Thanks Val for your post. I always look forward to your ideas and contributions on THK and other dehydrated foods since you have done so much research on them!


----------



## huskyluv (Oct 24, 2008)

Brodysmom said:


> Thanks Val for your post. I always look forward to your ideas and contributions on THK and other dehydrated foods since you have done so much research on them!


Thanks Tracy, the feeling is mutual. I have learned a ton from you and your research, so I thoroughly appreciate your input on such topics as well.  We all bring a little something extra to the table to share, what I love about forums!


----------



## LDMomma (Mar 28, 2009)

The only thing I wonder about is what exactly does table grade mean? Is that one of the terms that sounds good but essentially means nothing?

I also add meat to the THK. I think I did a review on the Addiction not to long ago.

My experience was that it is not as high quality as THK and it's (normally) basically the same price. I can't remember exactly what made me think it was of lower quality though. FWIW, my girls did not hesitate to eat it.


----------



## huskyluv (Oct 24, 2008)

LDMomma said:


> The only thing I wonder about is what exactly does table grade mean? Is that one of the terms that sounds good but essentially means nothing?
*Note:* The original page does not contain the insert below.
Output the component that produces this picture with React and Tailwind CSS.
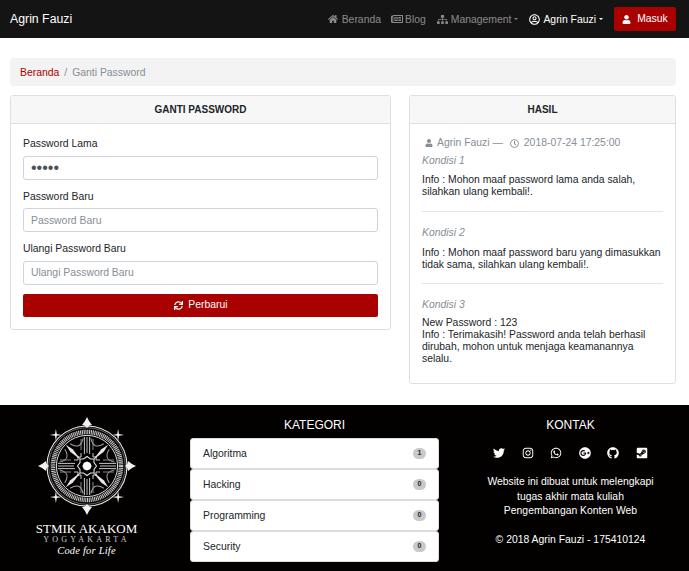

I haven't got a clue but would love to know also.


----------



## LDMomma (Mar 28, 2009)

huskyluv said:


> I haven't got a clue but would love to know also.


I did some googling.

Here's what THK says on the matter
"A number of pet food companies make claims that their products are ‘human quality’ or ‘table grade’, but these are not actually legally defined terms"
from Human Grade Pet Food | The Honest Kitchen the legally defined term is either human-grade or food grade.

ETA: I also found this
"So while terms like "human grade", "human quality", "table quality" etc. may not be legally defined, they still provide some information about the quality of certain ingredients and the way they are handled before they end up in the food product. If words like "hormone free", "organic" etc. are used, it is not likely that such ingredients are feed grade or low quality." from The Dog Food Project - Dog Food Label Information 101


----------



## huskyluv (Oct 24, 2008)

Thanks for looking it up and sharing, doesn't sound all that reliable.


----------



## LDMomma (Mar 28, 2009)

Here's some reviews I found on Addiction and THK

Addiction Dehydrated Dog Food | Review and Rating

The Honest Kitchen Dog Food | Review and Rating

I couldn't find anything for Maxim.


----------



## huskyluv (Oct 24, 2008)

It's nice to finally see an HK review out there.


----------